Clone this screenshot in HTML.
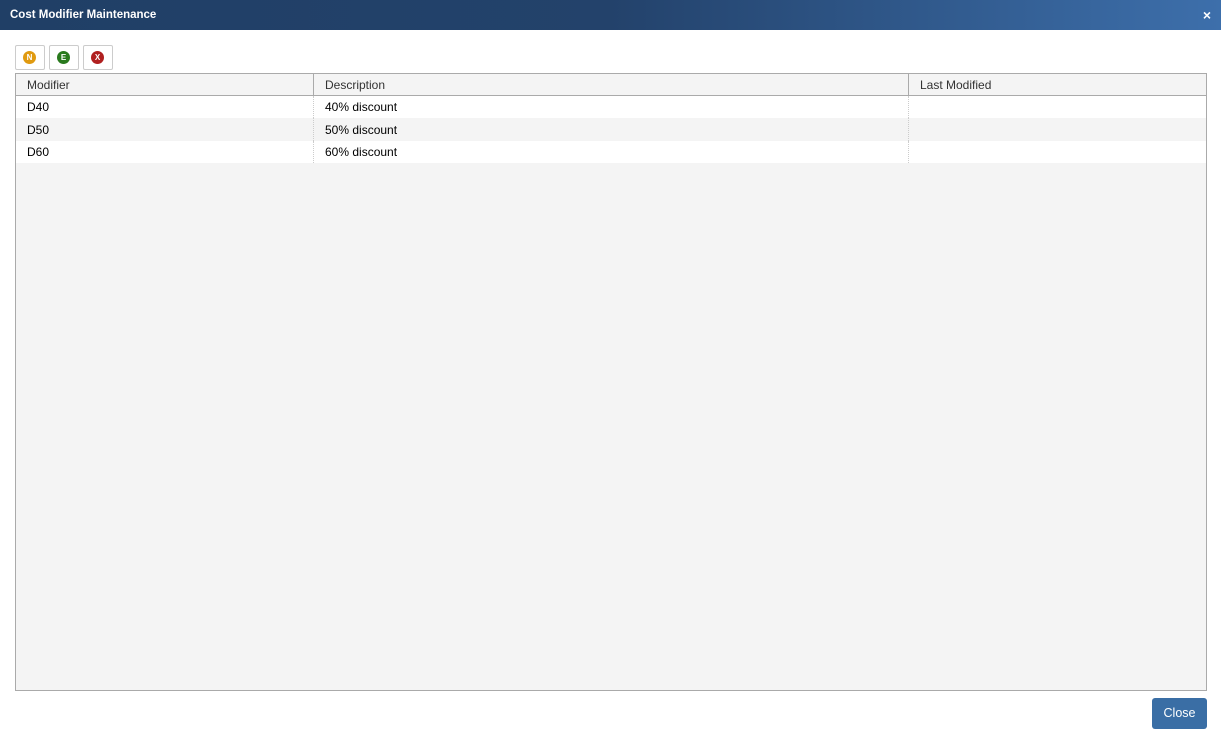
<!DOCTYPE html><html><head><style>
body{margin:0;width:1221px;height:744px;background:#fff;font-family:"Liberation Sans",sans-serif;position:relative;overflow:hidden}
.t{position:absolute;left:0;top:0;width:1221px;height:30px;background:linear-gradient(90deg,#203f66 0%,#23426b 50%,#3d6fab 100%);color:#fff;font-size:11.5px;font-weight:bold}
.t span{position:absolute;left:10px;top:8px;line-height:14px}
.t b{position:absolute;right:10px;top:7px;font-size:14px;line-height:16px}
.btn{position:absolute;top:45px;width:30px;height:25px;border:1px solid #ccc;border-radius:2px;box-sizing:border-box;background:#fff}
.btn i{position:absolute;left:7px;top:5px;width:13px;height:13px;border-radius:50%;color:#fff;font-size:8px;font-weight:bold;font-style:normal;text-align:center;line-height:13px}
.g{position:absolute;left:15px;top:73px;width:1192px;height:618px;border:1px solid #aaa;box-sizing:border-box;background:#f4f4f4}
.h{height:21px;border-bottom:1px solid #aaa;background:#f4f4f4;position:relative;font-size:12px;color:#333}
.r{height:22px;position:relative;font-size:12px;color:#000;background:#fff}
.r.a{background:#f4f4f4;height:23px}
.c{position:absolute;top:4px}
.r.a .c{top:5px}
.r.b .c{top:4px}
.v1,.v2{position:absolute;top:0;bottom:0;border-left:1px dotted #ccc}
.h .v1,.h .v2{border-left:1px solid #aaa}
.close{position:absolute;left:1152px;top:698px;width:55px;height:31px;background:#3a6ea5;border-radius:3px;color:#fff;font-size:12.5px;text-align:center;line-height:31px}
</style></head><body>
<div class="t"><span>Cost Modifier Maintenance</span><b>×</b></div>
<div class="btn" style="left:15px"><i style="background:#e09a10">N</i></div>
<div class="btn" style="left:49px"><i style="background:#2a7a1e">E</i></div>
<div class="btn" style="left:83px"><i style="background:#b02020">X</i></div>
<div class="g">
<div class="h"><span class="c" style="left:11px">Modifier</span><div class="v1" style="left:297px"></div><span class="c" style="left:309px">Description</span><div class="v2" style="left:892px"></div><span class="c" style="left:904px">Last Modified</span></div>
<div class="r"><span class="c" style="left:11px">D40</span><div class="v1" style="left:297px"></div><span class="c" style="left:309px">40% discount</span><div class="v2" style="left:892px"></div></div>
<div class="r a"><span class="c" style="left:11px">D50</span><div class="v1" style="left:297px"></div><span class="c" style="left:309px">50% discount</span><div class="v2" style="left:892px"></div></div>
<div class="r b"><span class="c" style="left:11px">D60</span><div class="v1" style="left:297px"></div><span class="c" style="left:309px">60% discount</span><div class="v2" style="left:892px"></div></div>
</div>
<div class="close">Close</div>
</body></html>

» **YOUR TASK**: Output the lines above in full and exactly as given, omitting any pictures.

» **FULL SOLUTION**:
Clone this screenshot in HTML.
<!DOCTYPE html><html><head><style>
body{margin:0;width:1221px;height:744px;background:#fff;font-family:"Liberation Sans",sans-serif;position:relative;overflow:hidden}
.t{position:absolute;left:0;top:0;width:1221px;height:30px;background:linear-gradient(90deg,#203f66 0%,#23426b 50%,#3d6fab 100%);color:#fff;font-size:11.5px;font-weight:bold}
.t span{position:absolute;left:10px;top:8px;line-height:14px}
.t b{position:absolute;right:10px;top:7px;font-size:14px;line-height:16px}
.btn{position:absolute;top:45px;width:30px;height:25px;border:1px solid #ccc;border-radius:2px;box-sizing:border-box;background:#fff}
.btn i{position:absolute;left:7px;top:5px;width:13px;height:13px;border-radius:50%;color:#fff;font-size:8px;font-weight:bold;font-style:normal;text-align:center;line-height:13px}
.g{position:absolute;left:15px;top:73px;width:1192px;height:618px;border:1px solid #aaa;box-sizing:border-box;background:#f4f4f4}
.h{height:21px;border-bottom:1px solid #aaa;background:#f4f4f4;position:relative;font-size:12px;color:#333}
.r{height:22px;position:relative;font-size:12px;color:#000;background:#fff}
.r.a{background:#f4f4f4;height:23px}
.c{position:absolute;top:4px}
.r.a .c{top:5px}
.r.b .c{top:4px}
.v1,.v2{position:absolute;top:0;bottom:0;border-left:1px dotted #ccc}
.h .v1,.h .v2{border-left:1px solid #aaa}
.close{position:absolute;left:1152px;top:698px;width:55px;height:31px;background:#3a6ea5;border-radius:3px;color:#fff;font-size:12.5px;text-align:center;line-height:31px}
</style></head><body>
<div class="t"><span>Cost Modifier Maintenance</span><b>×</b></div>
<div class="btn" style="left:15px"><i style="background:#e09a10">N</i></div>
<div class="btn" style="left:49px"><i style="background:#2a7a1e">E</i></div>
<div class="btn" style="left:83px"><i style="background:#b02020">X</i></div>
<div class="g">
<div class="h"><span class="c" style="left:11px">Modifier</span><div class="v1" style="left:297px"></div><span class="c" style="left:309px">Description</span><div class="v2" style="left:892px"></div><span class="c" style="left:904px">Last Modified</span></div>
<div class="r"><span class="c" style="left:11px">D40</span><div class="v1" style="left:297px"></div><span class="c" style="left:309px">40% discount</span><div class="v2" style="left:892px"></div></div>
<div class="r a"><span class="c" style="left:11px">D50</span><div class="v1" style="left:297px"></div><span class="c" style="left:309px">50% discount</span><div class="v2" style="left:892px"></div></div>
<div class="r b"><span class="c" style="left:11px">D60</span><div class="v1" style="left:297px"></div><span class="c" style="left:309px">60% discount</span><div class="v2" style="left:892px"></div></div>
</div>
<div class="close">Close</div>
</body></html>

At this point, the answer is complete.